1868-1878 yılları arasında, bazen küçük bazen büyük gruplar halinde gelen göçmenler, çoğunlukla İstanbul çevresinde kurulan toplama merkezlerinde tutulmaktaydı. Hükümet, İstanbul çevresinde böyle bir yığılmanın giderek tehlikeli olacağını düşünerek, İstanbul dışında, Bursa, İnebolu ve Samsun’da da toplanma merkezleri oluşturup, buralarda da iskan komisyonları kurarak, İstanbul çevresindeki yoğunlaşmayı önlemeye çalışmıştır.

Aylardır yollarda perişan olan göçmenlerin durumu içler acısıydı. İnsanlar aç, çıplak ve perişandı. Yaşlılar ve çocuklar hastalık ve bakımsızlıktan ölüyor, cenazeleri saracak kefen bile bulunamıyordu.

Muhacir iskan komisyonlarının bulundukları bölgelerde toplanan göçmenlerin, iskan edilecekleri yerlere gönderilinceye kadar yeme içme dahil tüm ihtiyaçları, devletçe karşılanmaya çalışılıyordu. İskan bölgeleri belli olanların, yerlerine ulaşmaları için nakil harcamaları, iskan bölgesinde yerleştirilmeleri, ev, ahır, samanlık, mescit gibi binaların yapımı ve onarımı için gerekli malzeme sağlanmasında yardımcı olunuyordu.
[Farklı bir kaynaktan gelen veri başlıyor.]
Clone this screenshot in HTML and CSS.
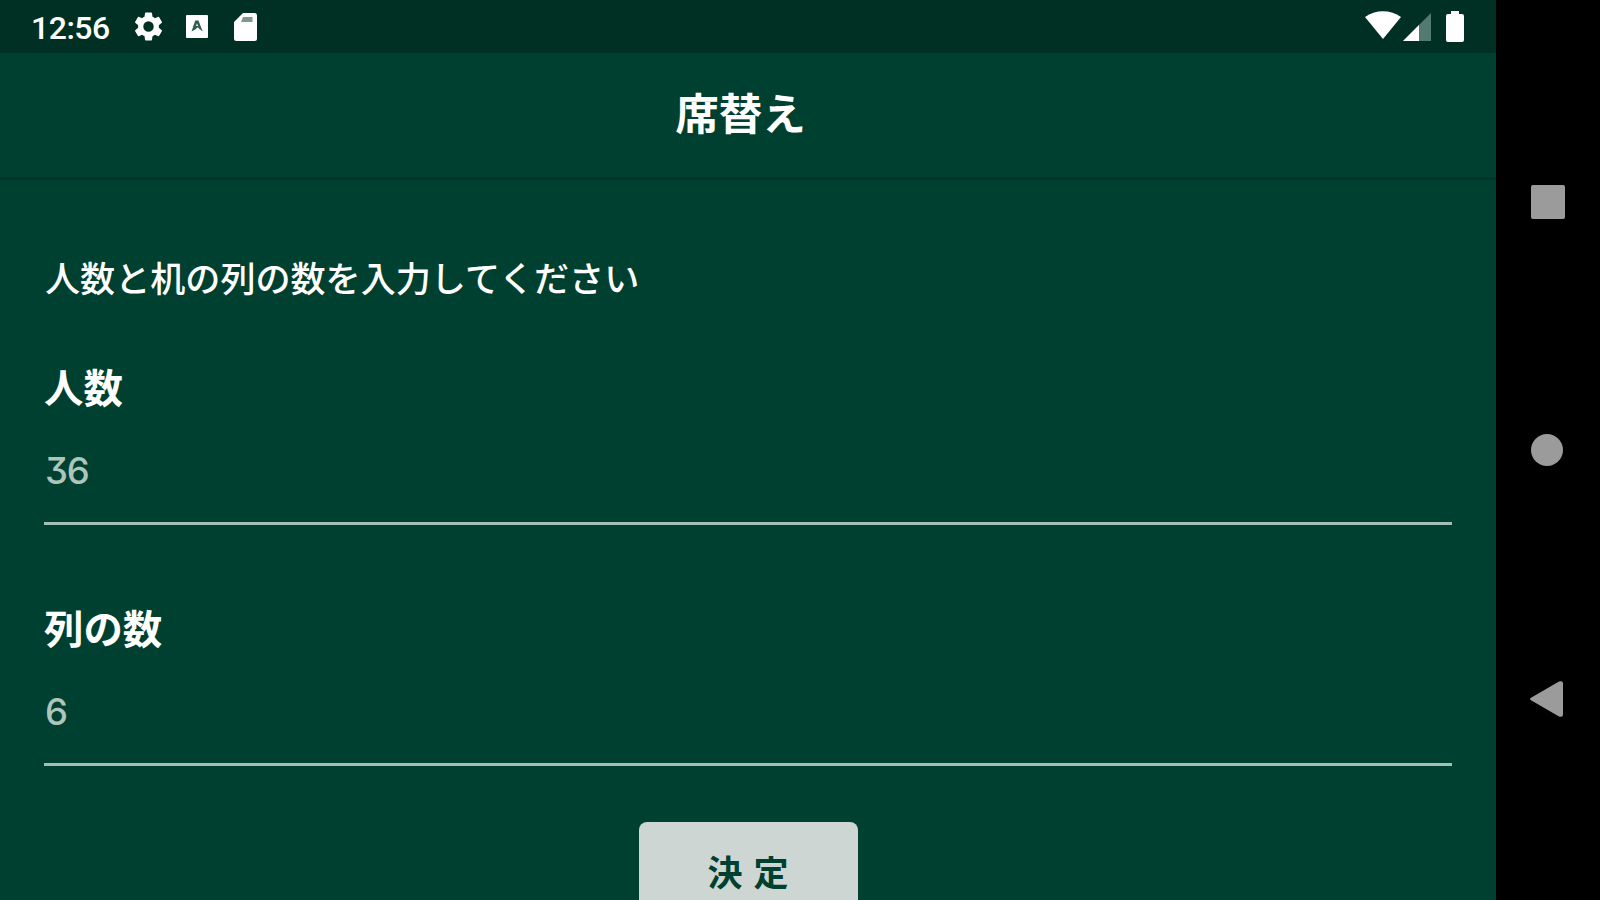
FILE: index.html
```html
<!DOCTYPE html>
<html lang="ja">
<head>
  <meta charset="UTF-8">
  <meta name="viewport" content="width=device-width, initial-scale=1.0">
  <title>席替え</title>
  <link rel="stylesheet" href="styles.css">
</head>
<body>
  <div class="app">
    <div class="status-bar">
      <div class="status-left">
        <span class="clock">12:56</span>
        <svg class="icon-gear" viewBox="2 2 20 20"><path d="M19.14 12.94c.04-.3.06-.61.06-.94s-.02-.64-.07-.94l2.03-1.58a.49.49 0 0 0 .12-.61l-1.92-3.32a.49.49 0 0 0-.59-.22l-2.39.96a7 7 0 0 0-1.62-.94l-.36-2.54a.48.48 0 0 0-.48-.41h-3.84a.48.48 0 0 0-.47.41l-.36 2.54a7.3 7.3 0 0 0-1.62.94l-2.39-.96a.48.48 0 0 0-.59.22L2.74 8.87a.48.48 0 0 0 .12.61l2.03 1.58a6 6 0 0 0 0 1.88l-2.03 1.58a.49.49 0 0 0-.12.61l1.92 3.32c.12.22.37.29.59.22l2.39-.96c.5.38 1.03.7 1.62.94l.36 2.54c.05.24.24.41.48.41h3.84c.24 0 .44-.17.47-.41l.36-2.54a7 7 0 0 0 1.62-.94l2.39.96c.22.08.47 0 .59-.22l1.92-3.32a.48.48 0 0 0-.12-.61zM12 15.6a3.6 3.6 0 1 1 0-7.2 3.6 3.6 0 0 1 0 7.2z"/></svg>
        <svg class="icon-app" viewBox="0 0 22 23"><rect width="22" height="23" rx="1"/><path class="mark" d="M9.2 5.500h3.300l4.200 11-3-2.200-2-2-2 2-4.200 2.200z"/><path d="M11 8.200l-1 2.800h2z"/></svg>
        <svg class="icon-sd" viewBox="0 0 23 28"><path d="M9 0h11.500a2.500 2.500 0 0 1 2.500 2.500v23a2.500 2.500 0 0 1-2.500 2.500H2.500a2.500 2.500 0 0 1-2.500-2.500V9z"/><path class="slot" d="M9 4h9.500v5H7z"/></svg>
      </div>
      <div class="status-right">
        <svg class="icon-wifi" viewBox="0 0 36 28"><path d="M0 6Q8 .3 18 .3T36 6L18 28z"/></svg>
        <svg class="icon-signal" viewBox="0 0 28 28"><path class="dim" d="M28 0v28H0z"/><path d="M16 12v16H0z"/></svg>
        <svg class="icon-battery" viewBox="0 0 18 31"><path d="M5 0h8v3h3a2 2 0 0 1 2 2v24a2 2 0 0 1-2 2H2a2 2 0 0 1-2-2V5a2 2 0 0 1 2-2h3z"/></svg>
      </div>
    </div>

    <header class="header">
      <h1>席替え</h1>
    </header>

    <main class="content">
      <p class="message">人数と机の列の数を入力してください</p>
      <div class="form-group">
        <label for="people">人数</label>
        <input type="text" id="people" placeholder="36">
      </div>
      <div class="form-group">
        <label for="columns">列の数</label>
        <input type="text" id="columns" placeholder="6">
      </div>
      <button type="button" class="submit-btn">決定</button>
    </main>
  </div>

  <nav class="nav-bar">
    <svg class="nav-recent" viewBox="0 0 34 34"><rect width="34" height="34" rx="2"/></svg>
    <svg class="nav-home" viewBox="0 0 32 32"><circle cx="16" cy="16" r="16"/></svg>
    <svg class="nav-back" viewBox="0 0 33 36"><path d="M1 16.800L29 .600q4-1.500 4 2v30.800q0 3.500-4 2L1 19.200q-2-1.200 0-2.400z"/></svg>
  </nav>
</body>
</html>
```
FILE: styles.css
```css
* {
  box-sizing: border-box;
}

body {
  margin: 0;
  height: 100vh;
  display: flex;
  overflow: hidden;
  background-color: #000;
  color: #fff;
  font-family: "Noto Sans CJK JP", sans-serif;
}

.app {
  width: 1496px;
  height: 900px;
  overflow: hidden;
  background-color: #004030;
}

/* Status bar */
.status-bar {
  height: 53px;
  padding: 0 32px 0 31px;
  display: flex;
  justify-content: space-between;
  background-color: #003024;
}

.status-bar svg {
  fill: #fff;
}

.status-left,
.status-right {
  display: flex;
  align-items: center;
}

.clock {
  width: 103px;
  font-family: Roboto, sans-serif;
  font-size: 32px;
  font-weight: 500;
  letter-spacing: -0.5px;
  line-height: 53px;
  padding-top: 3px;
}

.icon-gear {
  width: 29px;
  height: 29px;
  margin-right: 23px;
}

.icon-app {
  width: 22px;
  height: 23px;
  margin-right: 26px;
}

.icon-app .mark {
  fill: #345b50;
}

.icon-sd {
  width: 23px;
  height: 28px;
}

.icon-sd .slot {
  fill: #7d9991;
}

.icon-wifi {
  width: 36px;
  height: 28px;
  margin: 0 2px 3px 0;
}

.icon-signal {
  width: 28px;
  height: 28px;
  margin-right: 15px;
}

.icon-signal .dim {
  fill: #527a6e;
}

.icon-battery {
  width: 18px;
  height: 31px;
  margin-bottom: 1px;
}

/* Header */
.header {
  height: 127px;
  padding-right: 15px;
  border-bottom: 3px solid #003629;
  text-align: center;
}

.header h1 {
  margin: 0;
  font-size: 43.5px;
  font-weight: bold;
  line-height: 117px;
}

/* Form */
.content {
  padding: 67px 44px 0;
  display: flex;
  flex-direction: column;
}

.message {
  margin: 0 0 41px 1px;
  font-size: 35.1px;
  font-weight: 500;
  line-height: 60px;
}

.form-group {
  height: 241px;
  display: flex;
  flex-direction: column;
}

.form-group + .form-group {
  height: 233px;
}

.form-group label {
  font-size: 39.4px;
  font-weight: bold;
  line-height: 76px;
}

.form-group input {
  height: 101px;
  padding: 0 0 5px 1px;
  border: none;
  border-bottom: 3px solid #a3beb3;
  background: transparent;
  color: #fff;
  font-family: Inter, sans-serif;
  font-size: 36.5px;
  font-weight: 500;
  letter-spacing: -1.2px;
  font-feature-settings: "cv09";
}

.form-group input::placeholder {
  color: #adc5bb;
  opacity: 1;
}

.submit-btn {
  flex: none;
  align-self: center;
  width: 219px;
  height: 102px;
  padding: 0 0 5px 11px;
  border: none;
  border-radius: 8px;
  background-color: #cdd6d2;
  color: #004030;
  font-family: inherit;
  font-size: 35px;
  font-weight: bold;
  letter-spacing: 11px;
}

/* Android navigation */
.nav-bar {
  width: 104px;
  height: 900px;
  padding: 185px 0 0 35px;
  display: flex;
  flex-direction: column;
}

.nav-bar svg {
  fill: #9b9b9b;
}

.nav-recent {
  width: 34px;
  height: 34px;
  margin-bottom: 215px;
}

.nav-home {
  width: 32px;
  height: 32px;
  margin-bottom: 215px;
}

.nav-back {
  width: 33px;
  height: 36px;
  margin-left: -1px;
}
```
Göçmenler yerleşip kendilerini geçindirecek duruma gelinceye kadar, uygun bir miktar da yevmiye vererek, sıkıntı çekmeleri önlenmeye çalışılıyordu.
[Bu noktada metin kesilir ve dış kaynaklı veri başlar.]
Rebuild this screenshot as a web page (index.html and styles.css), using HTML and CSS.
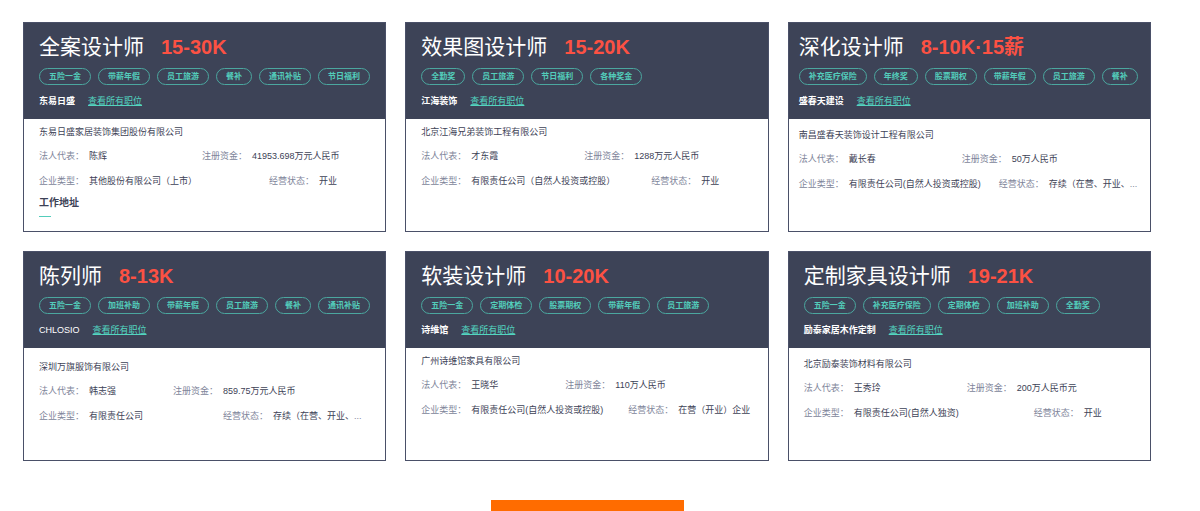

Ramazan ayına denk gelen günlerde, bir defalık olmak üzere, 15 yaşına kadar olanlara yarım kıyye (kg.) yağ ile ikişer kıyye arez (mısır), bu yaştan yukarı olanlara l kg. yağ ve 3 kg. mısır verilmesi kararlaştırılmıştı. Bu yardımlar zaman içinde gelen göçmenlerin hemen tamamına zengin-fakir demeden, ayrım yapılmadan dağıtıldı.

1865 yılında, Turhal’dan Kazabad kazasına gönderilen 118 göçmen nüfusun her birine, günde yarımşar kıyye hesabıyla, iki günlük nani-aziz (ekmek) yardımının masrafı olan 82 kuruş 24 para, Turhal Kazası vergi gelirlerinden ödenmiştir.

1859 yılında İstanbul’a gelen 1060 aile göçmen nüfusun içinde, hali vakti yerinde olanların yanında, büyük çoğunluğun fakir ve yardıma muhtaç oldukları tespit edilmiş, yeme, içme ve barınmaları için hazineden ödemeler yapılmıştır. Bu insanların yaklaşan kış mevsiminde zorluk çekeceği düşünülerek, muhtaç ve fakir olanlarına altmışbin kuruş tahsisat ayrılarak sarf edilmiş, ayrıca her birine bir çift çorap, bir çift yemeni ve hırkanın alınıp dağıtılması sağlanılmıştır. Yine kış mevsiminde ihtiyaç duyacakları mangal, kabahasır ve kömür tedarik edilerek dağıtılmış, 15 yaşından büyük olanlara ikişer, 15 yaşından küçük olanlara ise günlük birer kuruş yevmiye verilmiştir.

Yine 1860 yılında İstanbul’a gelen muhacirlerin içinde, yalın ayak ve çıplak olanlara hırka, çorap, entere, çarık, papak gibi eşyalar alınıp dağıtılmış, bedeli olan onbirbinüçyüzkırksekiz kuruş, hazineden ödenmiştir. İstanbul dışındaki toplanma merkezlerine gelen göçmenlerden elbisesiz ve çıplak durumda bulunanların giydirilmesi için buralardaki iskan komisyonlarına talimat verilerek, yapılacak masrafların bulundukları yerin mal sandığından karşılanması istenmiştir.